What the Newark Gas Plant Means for Arkansas’s Energy Transition
Demand for dependable power generated inside the state has turned Newark and the wider White River Valley into one of Arkansas’s busiest energy corridors. AECC supplies wholesale power to 17 distribution cooperatives reaching 74 of the state’s 75 counties, so the loss of the Independence coal units removes a meaningful slice of firm baseload from a system that still has to serve growing industrial load. The cooperative’s answer is a combined cycle gas plant that can run around the clock, a different bet from the wave of solar now spreading across the eastern half of the state. Entergy Arkansas alone has brought online solar farms at West Memphis, Driver and Walnut Bend and signed power purchase deals for the Flat Fork and Forgeview arrays. A short drive southeast, in Osceola, one of the very cities helping to own the new gas plant, developer Green & Clean Power closed roughly $300 million in financing for a 495 acre solar and battery storage project that feeds the Hybar steel mill directly. The contrast is instructive. Solar and storage projects like the one in Osceola are cheaper and faster to build, yet they deliver intermittent output, whereas a 1,499 megawatt gas station supplies dispatchable capacity that does not rise and fall with the weather. Read together, the two projects show Arkansas hedging its coal exit with both renewable and thermal generation rather than betting everything on a single technology.
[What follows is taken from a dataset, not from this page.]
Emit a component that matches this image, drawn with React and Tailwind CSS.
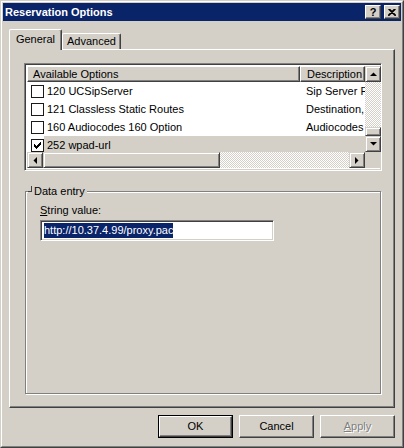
import React from 'react';

// classic 3D edges
const raised =
  'border border-t-white border-l-white border-r-[#404040] border-b-[#404040] shadow-[inset_-1px_-1px_#808080] bg-[#d4d0c8]';
const scrollBtn =
  'border border-t-[#d4d0c8] border-l-[#d4d0c8] border-r-[#404040] border-b-[#404040] shadow-[inset_1px_1px_#fff,inset_-1px_-1px_#808080] bg-[#d4d0c8]';
const sunken =
  'border border-t-[#808080] border-l-[#808080] border-r-white border-b-white shadow-[inset_1px_1px_#404040,inset_-1px_-1px_#d4d0c8]';
const dither = 'bg-[repeating-conic-gradient(#fff_0_25%,#d4d0c8_0_50%)] bg-[length:2px_2px]';

const Arrow = ({ dir }) => {
  const pts = {
    up: '0,4 7,4 3.5,0.5',
    down: '0,0 7,0 3.5,3.5',
    left: '4,0 4,7 0.5,3.5',
    right: '0,0 0,7 3.5,3.5',
  }[dir];
  const vertical = dir === 'up' || dir === 'down';
  return (
    <svg width={vertical ? 7 : 4} height={vertical ? 4 : 7}>
      <polygon points={pts} fill="#000" />
    </svg>
  );
};

const ScrollButton = ({ dir }) => (
  <div className={`flex h-[16px] w-[16px] shrink-0 items-center justify-center ${scrollBtn}`}>
    <Arrow dir={dir} />
  </div>
);

const Checkbox = ({ checked }) => (
  <div className="flex h-[13px] w-[13px] shrink-0 items-center justify-center border border-[#1a1a1a] bg-white">
    {checked && (
      <svg width="7" height="7" viewBox="0 0 7 7" shapeRendering="crispEdges">
        <rect x="0" y="2" width="1" height="3" />
        <rect x="1" y="3" width="1" height="3" />
        <rect x="2" y="4" width="1" height="3" />
        <rect x="3" y="3" width="1" height="3" />
        <rect x="4" y="2" width="1" height="3" />
        <rect x="5" y="1" width="1" height="3" />
        <rect x="6" y="0" width="1" height="3" />
      </svg>
    )}
  </div>
);

const options = [
  { label: '120 UCSipServer', desc: 'Sip Server F' },
  { label: '121 Classless Static Routes', desc: 'Destination,' },
  { label: '160 Audiocodes 160 Option', desc: 'Audiocodes' },
  { label: '252 wpad-url', desc: '', checked: true, selected: true },
];

function TitleBar() {
  return (
    <div className="flex h-[18px] shrink-0 items-center justify-between bg-[#0a246a] pl-[2px] pr-[1px]">
      <span className="text-[11px] font-bold leading-none text-white">Reservation Options</span>
      <div className="flex gap-[3px]">
        <div className={`flex h-[14px] w-[16px] items-center justify-center ${raised}`}>
          <span className="text-[11px] font-bold leading-none">?</span>
        </div>
        <div className={`flex h-[14px] w-[16px] items-center justify-center ${raised}`}>
          <svg width="8" height="7" viewBox="0 0 8 7">
            <path d="M0.5 0 L7.5 7 M1.5 0 L8 6.5 M7.5 0 L0.5 7 M6.5 0 L0 6.5" stroke="#000" strokeWidth="1.1" />
          </svg>
        </div>
      </div>
    </div>
  );
}

function OptionList() {
  return (
    <div className={`h-[108px] w-[358px] bg-white p-[2px] ${sunken}`}>
      <div className="flex h-full">
        <div className="flex w-[338px] flex-col">
          {/* column headers */}
          <div className="flex h-[16px] shrink-0">
            <div className={`flex w-[273px] items-center pl-[5px] ${raised}`}>Available Options</div>
            <div className={`flex w-[65px] items-center overflow-hidden whitespace-nowrap pl-[6px] ${raised}`}>
              Description
            </div>
          </div>
          <div className="h-[72px] overflow-hidden">
            {options.map((o) => (
              <div key={o.label} className="flex h-[18px] items-center">
                <div className="flex h-full w-[17px] shrink-0 items-center justify-end bg-white">
                  <Checkbox checked={o.checked} />
                </div>
                <div
                  className={`flex h-full flex-1 items-center whitespace-nowrap ${
                    o.selected ? 'bg-[#d4d0c8]' : 'bg-white'
                  }`}
                >
                  <span className="w-[256px] shrink-0 pl-[3px]">{o.label}</span>
                  <span className="w-[65px] overflow-hidden pl-[6px]">{o.desc}</span>
                </div>
              </div>
            ))}
          </div>
          {/* horizontal scrollbar */}
          <div className="flex h-[16px] shrink-0">
            <ScrollButton dir="left" />
            <div className={`h-[16px] w-[177px] ${scrollBtn}`} />
            <div className={`h-[16px] flex-1 ${dither}`} />
            <ScrollButton dir="right" />
          </div>
        </div>
        {/* vertical scrollbar */}
        <div className="flex w-[16px] flex-col">
          <ScrollButton dir="up" />
          <div className={`flex-1 ${dither}`} />
          <div className={`h-[9px] w-[16px] shrink-0 ${scrollBtn}`} />
          <ScrollButton dir="down" />
          <div className="h-[16px] shrink-0 bg-[#d4d0c8]" />
        </div>
      </div>
    </div>
  );
}

function DataEntry() {
  return (
    <div className="relative ml-px mt-[20px] h-[203px] w-[356px] border border-[#808080] shadow-[inset_1px_1px_#fff,1px_1px_#fff]">
      <div className="absolute -top-[8px] left-[2px] flex items-end bg-[#d4d0c8] pr-[2px]">
        <span className="mb-[6px] mr-[2px] h-[6px] w-[4px] border-b border-r border-[#404040]" />
        <span className="leading-[14px]">Data entry</span>
      </div>
      <div className="pl-[14px] pt-[12px]">
        <div className="leading-[13px]">
          <span className="underline">S</span>tring value:
        </div>
        <div className={`mt-[3px] flex h-[21px] w-[234px] items-center bg-white pl-[3px] ${sunken}`}>
          <span className="bg-[#0a246a] leading-[15px] text-white">http://10.37.4.99/proxy.pac</span>
        </div>
      </div>
    </div>
  );
}

export default function App() {
  return (
    <div className="h-[448px] w-[404px] border border-t-[#d4d0c8] border-l-[#d4d0c8] border-r-[#404040] border-b-[#404040] font-['Liberation_Sans',Arial,sans-serif] text-[11px] leading-none text-black">
      <div className="flex h-full flex-col border border-t-white border-l-white border-r-[#808080] border-b-[#808080] bg-[#d4d0c8] p-px">
        <TitleBar />
        <div className="flex flex-col px-[6px] pt-[8px]">
          {/* tabs */}
          <div className="flex h-[20px] items-end">
            <div className="relative z-10 -mb-px flex h-[21px] w-[53px] items-center justify-center rounded-t-[2px] border-l border-t border-r border-l-white border-t-white border-r-[#404040] bg-[#d4d0c8] pb-[2px] shadow-[inset_-1px_0_#808080]">
              General
            </div>
            <div className="flex h-[16px] w-[59px] items-center justify-center rounded-t-[2px] border-l border-t border-r border-l-white border-t-white border-r-[#404040] bg-[#d4d0c8] shadow-[inset_-1px_0_#808080]">
              Advanced
            </div>
          </div>
          {/* tab page */}
          <div className={`h-[359px] w-[386px] pl-[14px] pt-[13px] ${raised}`}>
            <OptionList />
            <DataEntry />
          </div>
          {/* dialog buttons */}
          <div className="mt-[7px] flex justify-end gap-[6px]">
            <div className="h-[23px] w-[75px] border border-black">
              <div className={`flex h-full items-center justify-center ${raised}`}>OK</div>
            </div>
            <div className={`flex h-[23px] w-[75px] items-center justify-center ${raised}`}>Cancel</div>
            <div className={`flex h-[23px] w-[75px] items-center justify-center text-[#808080] [text-shadow:1px_1px_#fff] ${raised}`}>
              <span>
                <span className="underline">A</span>pply
              </span>
            </div>
          </div>
        </div>
      </div>
    </div>
  );
}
Independence Gas Plant Timeline and What Comes Next
With the commission’s order in hand, attention shifts to engineering, procurement and the supporting infrastructure the site still needs. A new natural gas pipeline must be laid to reach the plant, a piece Independence County Judge Kevin Jeffery has estimated at around $50 million. AECC has not yet named an engineering and construction contractor for the build. Regulators have set the $2.6 billion figure as a firm benchmark, ordering the cooperative to flag and justify any cost overrun before it proceeds, which keeps budget discipline front and centre. The payoff, officials argue, is considerable. Construction is expected to support roughly 800 jobs, with another 25 to 35 permanent operations roles once the plant is running, plus new city and county tax revenue across the region. The cooperative has told the commission it is not seeking an immediate rider on bills, though residential cooperative customers could eventually see an increase of about $6.65 a month, an amount the utility says is hard to pin down because individual cooperatives set their own retail rates. If the schedule holds, the plant finishes construction by the end of 2030 and enters service in January 2031, just as the coal units fall silent.

Project Fact Sheet
- Project Name: Independence Gas Plant (Units Three through Six)
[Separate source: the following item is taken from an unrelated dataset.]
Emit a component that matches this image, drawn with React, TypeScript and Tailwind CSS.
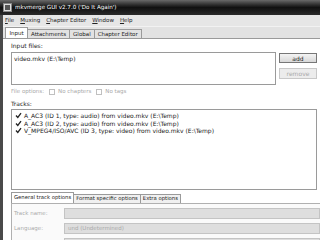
import React from 'react'

const font = { fontFamily: '"DejaVu Sans", "Liberation Sans", sans-serif' }

function Check() {
  return (
    <svg width="7" height="7" viewBox="0 0 7 7" className="shrink-0">
      <path d="M1 3.5 L2.8 5.5 L6 1.2" stroke="#222" strokeWidth="1.3" fill="none" />
    </svg>
  )
}

const tracks = [
  'A_AC3 (ID 1, type: audio) from video.mkv (E:\\Temp)',
  'A_AC3 (ID 2, type: audio) from video.mkv (E:\\Temp)',
  'V_MPEG4/ISO/AVC (ID 3, type: video) from video.mkv (E:\\Temp)',
]

export default function App() {
  return (
    <div className="w-[320px] h-[240px] overflow-hidden flex flex-col bg-white text-[6px] text-[#222]" style={font}>
      {/* title bar */}
      <div className="h-[15px] shrink-0 flex items-center bg-gradient-to-b from-[#6a6a6a] via-[#111] to-[#2a2a2a] pl-[3px]">
        <div className="w-[9px] h-[9px] bg-[#ddd] border border-[#888] flex items-center justify-center">
          <div className="w-[5px] h-[5px] bg-[#555]" />
        </div>
        <span className="ml-[3px] text-white text-[5.6px]">mkvmerge GUI v2.7.0 ('Do It Again')</span>
      </div>

      <div className="flex flex-1 min-h-0">
        <div className="w-[3px] shrink-0 bg-[#4a4a4a]" />
        <div className="flex-1 flex flex-col min-w-0">
          {/* menu bar */}
          <div className="h-[12px] shrink-0 flex items-center gap-[6px] pl-[2px] bg-[#e6e6e6] border-b border-[#f2f2f2] text-[5.5px]">
            <span><u>F</u>ile</span>
            <span><u>M</u>uxing</span>
            <span><u>C</u>hapter Editor</span>
            <span><u>W</u>indow</span>
            <span><u>H</u>elp</span>
          </div>

          {/* tabs */}
          <div className="h-[11px] shrink-0 flex items-end pl-[2px] bg-[#e2e2e2] text-[5.5px]">
            <div className="h-[11px] w-[23px] flex items-center justify-center bg-white border border-b-0 border-[#9a9a9a]">Input</div>
            <div className="h-[9px] px-[3px] flex items-center border-t border-r border-[#9a9a9a]">Attachments</div>
            <div className="h-[9px] px-[3px] flex items-center border-t border-r border-[#9a9a9a]">Global</div>
            <div className="h-[9px] px-[3px] flex items-center border-t border-r border-[#9a9a9a]">Chapter Editor</div>
          </div>

          {/* input page */}
          <div className="flex-1 flex flex-col bg-white border-t border-[#9a9a9a] pl-[8px] min-h-0">
            <div className="h-[13px] shrink-0 flex items-center">Input files:</div>
            <div className="flex shrink-0">
              <div className="w-[265px] h-[33px] border border-[#9a9a9a] px-[2px] py-[1px]">video.mkv (E:\Temp)</div>
              <div className="ml-[3px] flex flex-col gap-[5px] pt-[1px]">
                <div className="w-[38px] h-[10px] flex items-center justify-center border border-[#777] bg-gradient-to-b from-[#f4f4f4] to-[#d8d8d8]">add</div>
                <div className="w-[38px] h-[11px] flex items-center justify-center border border-[#c8c8c8] bg-[#ececec] text-[#aaa]">remove</div>
              </div>
            </div>
            <div className="h-[13px] shrink-0 flex items-center gap-[3px] text-[#aaa] text-[5.5px]">
              <span>File options:</span>
              <span className="w-[6px] h-[6px] border border-[#c0c0c0] ml-[2px]" />
              <span>No chapters</span>
              <span className="w-[6px] h-[6px] border border-[#c0c0c0] ml-[2px]" />
              <span>No tags</span>
            </div>
            <div className="h-[10px] shrink-0 flex items-center">Tracks:</div>
            <div className="w-[306px] h-[81px] shrink-0 mt-[1px] border border-[#9a9a9a] pt-[2px] pl-[3px] flex flex-col">
              {tracks.map(t => (
                <div key={t} className="h-[7.5px] flex items-center gap-[2px] whitespace-nowrap">
                  <Check />
                  <span>{t}</span>
                </div>
              ))}
            </div>

            {/* lower tabs */}
            <div className="mt-[2px] h-[11px] shrink-0 flex items-end text-[5.3px] whitespace-nowrap">
              <div className="h-[11px] px-[2px] flex items-center bg-white border border-b-0 border-[#9a9a9a]">General track options</div>
              <div className="h-[9px] px-[2px] flex items-center border-t border-r border-[#9a9a9a] bg-[#f0f0f0]">Format specific options</div>
              <div className="h-[9px] px-[2px] flex items-center border-t border-r border-[#9a9a9a] bg-[#f0f0f0]">Extra options</div>
            </div>
            <div className="flex-1 border-t border-l border-[#b0b0b0] bg-[#fafafa] flex flex-col gap-[4px] pt-[4px] text-[#aaa] text-[5.5px] whitespace-nowrap">
              <div className="flex items-center">
                <span className="w-[52px] pl-[2px]">Track name:</span>
                <div className="flex-1 h-[11px] bg-[#dedede] border border-[#c4c4c4]" />
              </div>
              <div className="flex items-center">
                <span className="w-[52px] pl-[2px]">Language:</span>
                <div className="flex-1 h-[11px] bg-[#dedede] border border-[#c4c4c4] flex items-center px-[3px]">und (Undetermined)</div>
              </div>
              <div className="flex items-center">
                <span className="w-[52px] pl-[2px]">Default track flag:</span>
                <div className="flex-1 h-[11px] bg-[#dedede] border border-[#c4c4c4] flex items-center px-[3px]">default</div>
              </div>
            </div>
          </div>
        </div>
      </div>
    </div>
  )
}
- Location: Near Newark, Independence County, Arkansas, on the existing Independence Steam Electric Station site
- Project Value: Estimated at $2.6 billion, set as a strict benchmark by the Arkansas Public Service Commission in its June 2026 order
- Client / Owner: Arkansas Electric Cooperative Corporation as majority owner (about 75 percent), with municipal utilities in Conway, Jonesboro, West Memphis and Osceola as joint owners
- Main Contractor: Not yet awarded
- Key Components: 1,499 megawatt combined cycle natural gas generation, plus a new natural gas supply pipeline estimated at around $50 million
- Procurement Model: Joint ownership agreement splitting cost roughly 75 percent to AECC and 25 percent to four municipal utilities, built on the existing site to reuse transmission interconnection
- Construction Start: Expected to follow the June 2026 regulatory approval
- Expected Completion: End of 2030, with commercial operation projected for January 2031
- Jobs Created: About 800 construction jobs and 25 to 35 permanent operations positions
- Environmental and Social Features: Replaces retiring coal generation at the Independence plant, which must stop burning coal by the end of 2030 under a 2018 settlement
- Strategic Impact: Maintains baseload capacity inside Arkansas for AECC’s 17 distribution cooperatives serving 74 of the state’s 75 counties
Project Team
- Lead Owner and Manager: Arkansas Electric Cooperative Corporation (AECC)
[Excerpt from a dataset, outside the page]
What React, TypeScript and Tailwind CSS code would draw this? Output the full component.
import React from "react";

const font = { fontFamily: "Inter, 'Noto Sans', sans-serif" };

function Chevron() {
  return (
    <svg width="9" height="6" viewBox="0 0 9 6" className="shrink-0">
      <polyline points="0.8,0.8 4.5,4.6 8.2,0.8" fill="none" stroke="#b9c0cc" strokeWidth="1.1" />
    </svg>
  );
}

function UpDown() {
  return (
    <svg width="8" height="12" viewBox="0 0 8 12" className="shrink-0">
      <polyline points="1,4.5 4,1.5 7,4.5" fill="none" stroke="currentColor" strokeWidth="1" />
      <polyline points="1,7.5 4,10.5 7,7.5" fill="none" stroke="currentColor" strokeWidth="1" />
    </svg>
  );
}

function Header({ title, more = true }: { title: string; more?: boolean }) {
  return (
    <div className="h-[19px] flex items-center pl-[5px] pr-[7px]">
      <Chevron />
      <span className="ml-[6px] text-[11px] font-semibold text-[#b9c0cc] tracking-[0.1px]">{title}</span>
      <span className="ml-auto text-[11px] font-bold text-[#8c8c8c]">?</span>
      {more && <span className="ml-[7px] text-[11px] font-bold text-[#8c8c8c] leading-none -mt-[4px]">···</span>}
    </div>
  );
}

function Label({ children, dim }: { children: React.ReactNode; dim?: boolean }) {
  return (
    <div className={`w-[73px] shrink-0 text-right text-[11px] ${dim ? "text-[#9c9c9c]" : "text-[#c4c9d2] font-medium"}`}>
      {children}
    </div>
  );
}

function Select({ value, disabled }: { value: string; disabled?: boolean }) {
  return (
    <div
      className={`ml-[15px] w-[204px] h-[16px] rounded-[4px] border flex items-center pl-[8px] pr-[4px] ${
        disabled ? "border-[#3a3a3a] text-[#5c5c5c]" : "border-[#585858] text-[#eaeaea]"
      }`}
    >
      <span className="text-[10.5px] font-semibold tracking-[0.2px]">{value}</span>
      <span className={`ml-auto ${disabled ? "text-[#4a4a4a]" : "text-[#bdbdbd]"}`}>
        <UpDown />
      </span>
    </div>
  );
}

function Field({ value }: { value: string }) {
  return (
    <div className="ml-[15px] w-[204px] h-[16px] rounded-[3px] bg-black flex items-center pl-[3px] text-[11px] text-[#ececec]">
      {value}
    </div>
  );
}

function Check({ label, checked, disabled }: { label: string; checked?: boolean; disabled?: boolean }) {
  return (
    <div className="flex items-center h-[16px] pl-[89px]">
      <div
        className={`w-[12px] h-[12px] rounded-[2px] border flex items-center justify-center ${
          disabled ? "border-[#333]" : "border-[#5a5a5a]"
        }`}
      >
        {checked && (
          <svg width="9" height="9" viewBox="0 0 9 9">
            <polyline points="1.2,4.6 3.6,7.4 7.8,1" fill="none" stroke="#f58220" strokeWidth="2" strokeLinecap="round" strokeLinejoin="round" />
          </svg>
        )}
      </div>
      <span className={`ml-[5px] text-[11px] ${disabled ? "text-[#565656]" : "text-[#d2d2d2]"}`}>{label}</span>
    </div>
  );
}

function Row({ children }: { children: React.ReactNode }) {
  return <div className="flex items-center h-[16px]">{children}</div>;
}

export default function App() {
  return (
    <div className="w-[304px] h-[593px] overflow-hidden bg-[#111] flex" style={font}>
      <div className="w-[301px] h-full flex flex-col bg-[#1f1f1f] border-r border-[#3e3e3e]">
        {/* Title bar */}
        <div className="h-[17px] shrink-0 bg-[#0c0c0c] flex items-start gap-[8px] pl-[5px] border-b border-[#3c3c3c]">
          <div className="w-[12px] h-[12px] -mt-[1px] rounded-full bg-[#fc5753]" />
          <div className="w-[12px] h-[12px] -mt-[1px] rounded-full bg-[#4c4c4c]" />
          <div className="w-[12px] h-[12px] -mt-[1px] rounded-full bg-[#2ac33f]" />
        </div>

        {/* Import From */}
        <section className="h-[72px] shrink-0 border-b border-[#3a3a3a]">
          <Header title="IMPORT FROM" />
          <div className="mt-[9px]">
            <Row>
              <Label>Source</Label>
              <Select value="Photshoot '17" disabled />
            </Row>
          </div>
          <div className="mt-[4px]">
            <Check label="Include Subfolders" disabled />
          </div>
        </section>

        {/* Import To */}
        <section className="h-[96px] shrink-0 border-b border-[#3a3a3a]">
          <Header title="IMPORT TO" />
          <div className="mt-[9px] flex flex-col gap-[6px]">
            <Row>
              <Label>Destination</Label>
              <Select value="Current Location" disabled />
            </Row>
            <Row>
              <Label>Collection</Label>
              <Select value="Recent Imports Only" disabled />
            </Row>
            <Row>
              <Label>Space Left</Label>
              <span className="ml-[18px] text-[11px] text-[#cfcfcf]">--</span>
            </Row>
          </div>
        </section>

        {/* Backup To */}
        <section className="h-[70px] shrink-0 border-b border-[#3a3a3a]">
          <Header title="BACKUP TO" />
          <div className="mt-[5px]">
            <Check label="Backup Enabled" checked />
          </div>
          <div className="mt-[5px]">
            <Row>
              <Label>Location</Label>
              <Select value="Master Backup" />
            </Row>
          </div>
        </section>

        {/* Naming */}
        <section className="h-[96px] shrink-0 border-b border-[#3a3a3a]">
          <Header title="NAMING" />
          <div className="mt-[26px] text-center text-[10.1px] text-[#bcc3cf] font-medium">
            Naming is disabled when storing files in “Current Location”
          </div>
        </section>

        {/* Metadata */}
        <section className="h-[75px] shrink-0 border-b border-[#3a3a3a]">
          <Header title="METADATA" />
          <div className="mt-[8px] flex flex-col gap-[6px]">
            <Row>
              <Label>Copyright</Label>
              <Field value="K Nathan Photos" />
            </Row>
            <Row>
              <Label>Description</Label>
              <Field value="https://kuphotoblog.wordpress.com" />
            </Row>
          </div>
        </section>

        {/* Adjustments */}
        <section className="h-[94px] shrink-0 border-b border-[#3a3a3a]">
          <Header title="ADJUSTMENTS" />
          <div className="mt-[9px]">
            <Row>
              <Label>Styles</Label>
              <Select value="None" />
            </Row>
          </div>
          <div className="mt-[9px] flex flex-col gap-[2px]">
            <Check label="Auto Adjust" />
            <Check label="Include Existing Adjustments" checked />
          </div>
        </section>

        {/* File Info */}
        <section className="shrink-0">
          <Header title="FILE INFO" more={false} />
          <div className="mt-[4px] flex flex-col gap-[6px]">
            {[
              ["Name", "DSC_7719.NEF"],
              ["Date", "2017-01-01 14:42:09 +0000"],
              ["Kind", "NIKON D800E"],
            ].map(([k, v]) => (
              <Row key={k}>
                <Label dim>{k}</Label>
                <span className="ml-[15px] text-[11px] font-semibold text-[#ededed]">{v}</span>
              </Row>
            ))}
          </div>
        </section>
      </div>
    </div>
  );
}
- President and CEO, AECC: Vernon “Buddy” Hasten
- Joint Owners (municipal utilities): City Water and Light of Jonesboro, Conway Corporation, City of West Memphis and City of Osceola
- Regulator: Arkansas Public Service Commission
- Adjacent Facility Owner: Entergy Arkansas, majority owner of the existing Independence Steam Electric Station
- Engineering and Construction Contractor: Not yet awarded
Frequently Asked Questions
How much does the Independence Gas Plant cost? The Independence Gas Plant is estimated at $2.6 billion, a figure the Arkansas Public Service Commission set as a firm benchmark when it approved the project in June 2026.
Where is the Independence Gas Plant located? The Independence Gas Plant will be built near Newark in Independence County, Arkansas, on the site of the existing Independence Steam Electric Station.
When will the Independence Gas Plant be completed? Construction is expected to finish by the end of 2030, with the plant entering commercial operation in January 2031.
Who is building the Independence Gas Plant? The Arkansas Electric Cooperative Corporation is the majority owner and manager, alongside municipal utilities in Conway, Jonesboro, West Memphis and Osceola, while an engineering and construction contractor has not yet been named.
How many jobs will the Independence Gas Plant create? The project is expected to create about 800 construction jobs and another 25 to 35 permanent operations positions.